Contrary to what Lloyd claims, electing the school board is consistent with the principle of representative democracy. We the voters would choose board members to carry out school-related decisions on our behalf for four years. Moreover, turnout for school board elections tends to be even higher than for local governing body elections because education of children arouses intense interest in most communities (it certainly does here in Charlotteville).

To discredit the notion that school boards are more responsive when elected by invoking the example of the U.S. Congress is silly. A school board member would represent only several thousand individuals instead of hundreds of thousands (or millions). Also, Lloyd may not be aware of this, but the U.S. Congress IS more responsive to the citizenry than the appointed legislatures in nondemocratic countries. (I've spent my professional life studying communist regimes, so I'm not being glib in making this claim.)

Because Lloyd refuses to study the example of other elected Virginia school boards, he is able to claim that an elected board member is likely to achieve nothing more than an appointed one. In Albemarly County, however, a board member ran on a platform of introducing Spanish into elementary schools. Because she won the campaign and made a public promise to voters, Spanish is now being introduced in Albemarle County elementary schools. If board members in Charlottesville win an election on a platform of introducing preschool for three and four year olds or introducing more arts into the curriculum, etc., City Council will take notice and likely support such measures. I for one believe that it would have been harder for City Council to torpedo the Jefferson School if there were elected board members who had committed themselves to saving that school. City Councilors didn't want to save the school, however, and the board members had no political capital to challenge that (ill-advised) decision.

I do not underdstand why Lloyd continues to make the spurious claim that "if we have wards for the election of School Boards, we will have wards for the election of City Council as well." He conceded to me in an email last spring that this is at most a possible outcome rather than a necessary outcome. As I've said before, there are many significant hurdles that would have to be crossed before city council could be elected by ward. The chances of those hurdles being crossed in Charlottesville are minimal because there is no political support for moving to ward-based council elections. Just look at how Council responded to the report of the ad hoc election task force last year.
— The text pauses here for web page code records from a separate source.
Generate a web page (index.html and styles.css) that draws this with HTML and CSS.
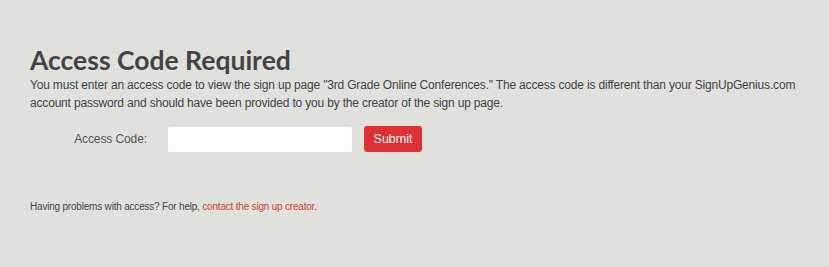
FILE: index.html
```html
<!DOCTYPE html>
<html lang="en">
<head>
    <meta charset="UTF-8">
    <title>Access Code Required</title>
    <link rel="stylesheet" href="styles.css">
</head>
<body>
    <!-- access code page -->
    <div class="page">
        <h1>Access Code Required</h1>
        <p class="intro">You must enter an access code to view the sign up page "3rd Grade Online Conferences." The access code is different than your SignUpGenius.com account password and should have been provided to you by the creator of the sign up page.</p>

        <form class="code-form" onsubmit="return false;">
            <label for="access-code">Access Code:</label>
            <input type="password" id="access-code">
            <button type="submit">Submit</button>
        </form>

        <p class="help">Having problems with access? For help, <a href="#">contact the sign up creator</a>.</p>
    </div>
</body>
</html>
```

FILE: styles.css
```css
/* page */
body {
    margin: 0;
    background-color: #e0e1dc;
    color: #444;
    font-family: 'Liberation Sans', Arial, sans-serif;
}

.page {
    padding: 44px 20px 0 30px;
}

h1 {
    font-family: 'Lato', sans-serif;
    font-weight: 700;
    font-size: 26.5px;
    line-height: 32px;
    color: #444;
    margin: 0;
}

.intro {
    font-size: 12px;
    letter-spacing: -0.18px;
    line-height: 18px;
    margin: 0;
}

/* form row */
.code-form {
    display: flex;
    align-items: center;
    margin-top: 14px;
}

.code-form label {
    width: 117px;
    text-align: right;
    font-size: 12px;
    letter-spacing: -0.1px;
    color: #555;
    margin-right: 21px;
}

.code-form input {
    width: 184px;
    height: 25px;
    box-sizing: border-box;
    border: none;
    border-radius: 2px;
    background-color: #fff;
    margin: 0;
    padding: 0 6px;
}

.code-form button {
    height: 26px;
    width: 58px;
    margin-left: 12px;
    border: none;
    border-radius: 3px;
    background-color: #e03034;
    color: #fff;
    font-family: 'Liberation Sans', Arial, sans-serif;
    font-size: 12.5px;
    cursor: pointer;
}

/* footer note */
.help {
    font-size: 10px;
    letter-spacing: -0.2px;
    margin: 49px 0 0 0;
    color: #444;
}

.help a {
    color: #d4402c;
    text-decoration: none;
}
```
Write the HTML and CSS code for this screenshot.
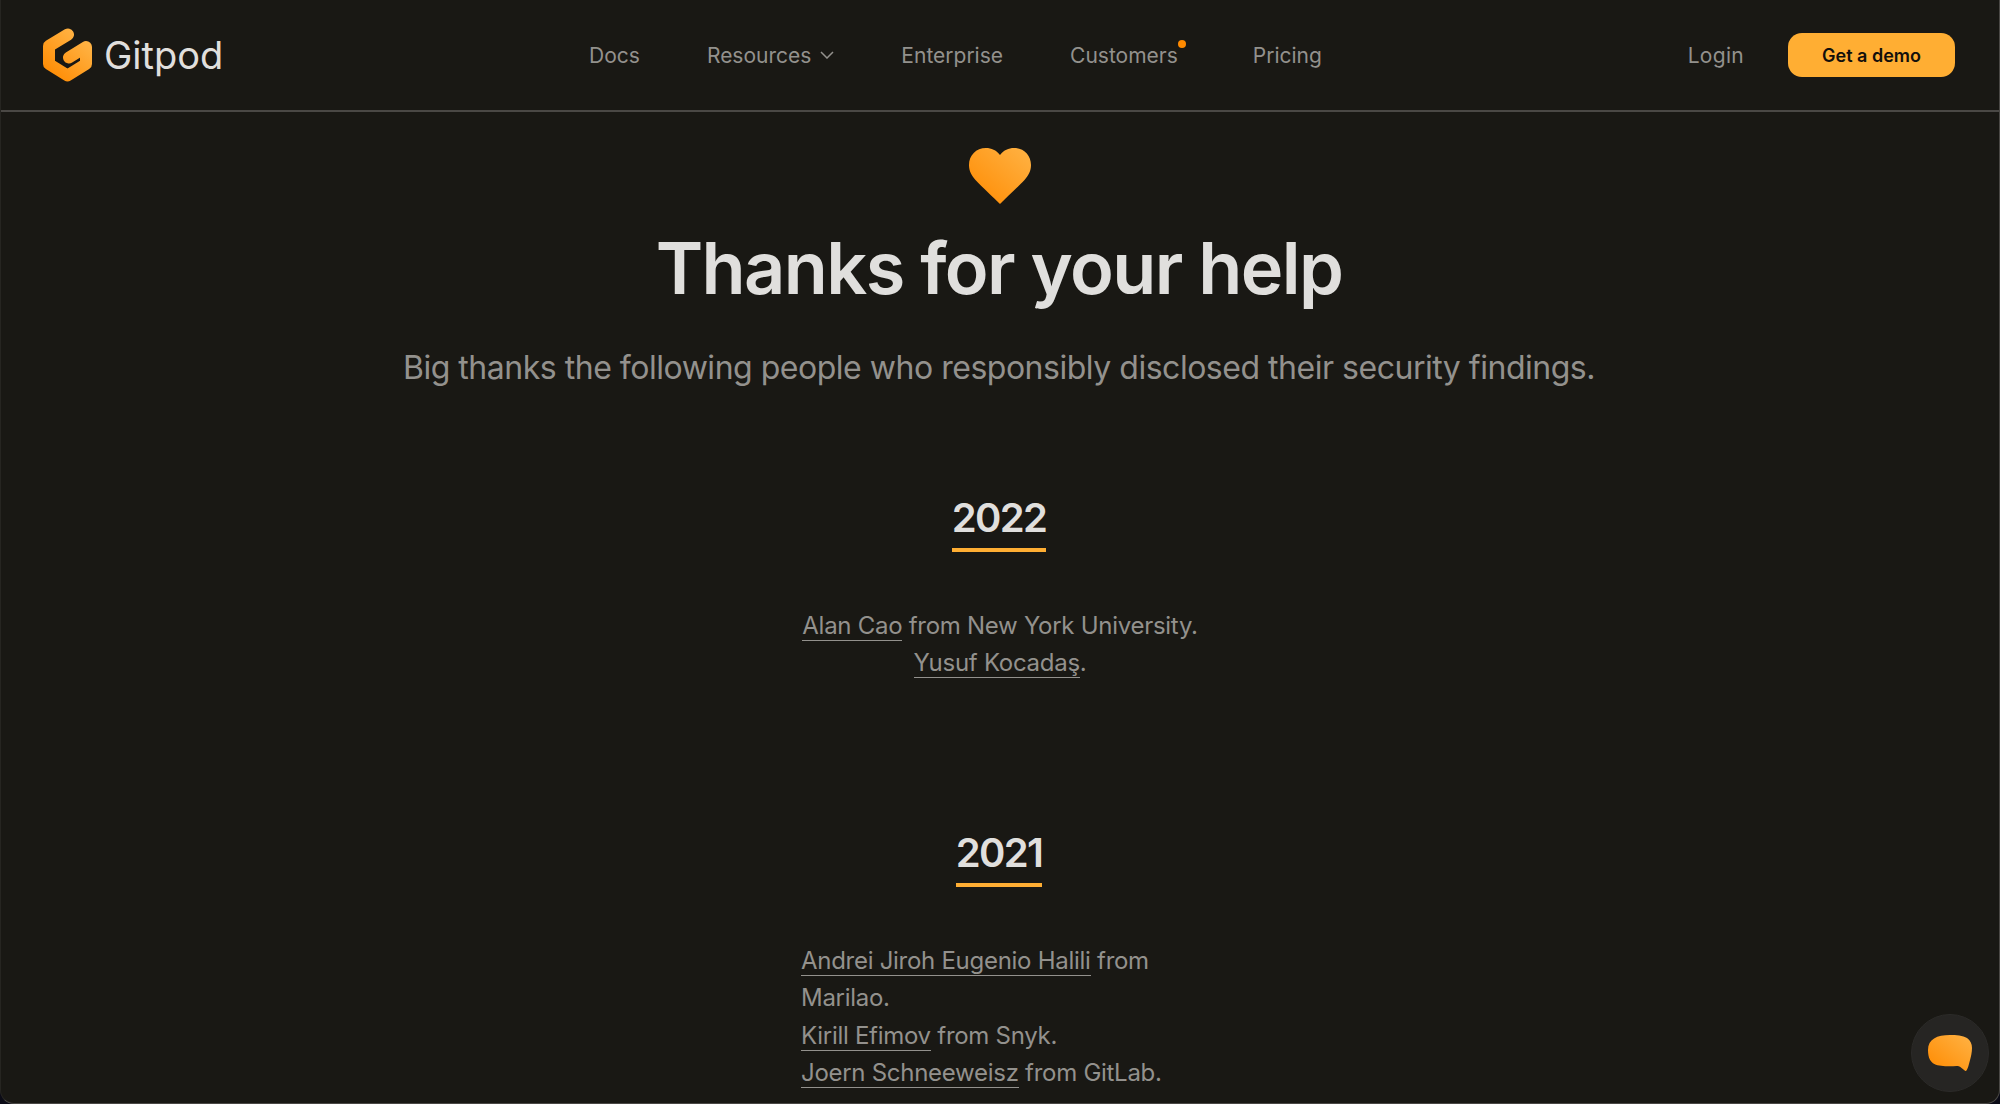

In closing, I urge Lloyd to pick up the phone and spend 15 minutes talking to Steve Koleszar and other members of the Albemarly County School Board. He will quickly discover that many of the same arguments that he (Lloyd) makes against electing the school board were made a decade ago in the county, and that none of those fears has proven justified. In fact, the schools in the county have gotten better during the past decade, and much of the credit goes to the elected school board.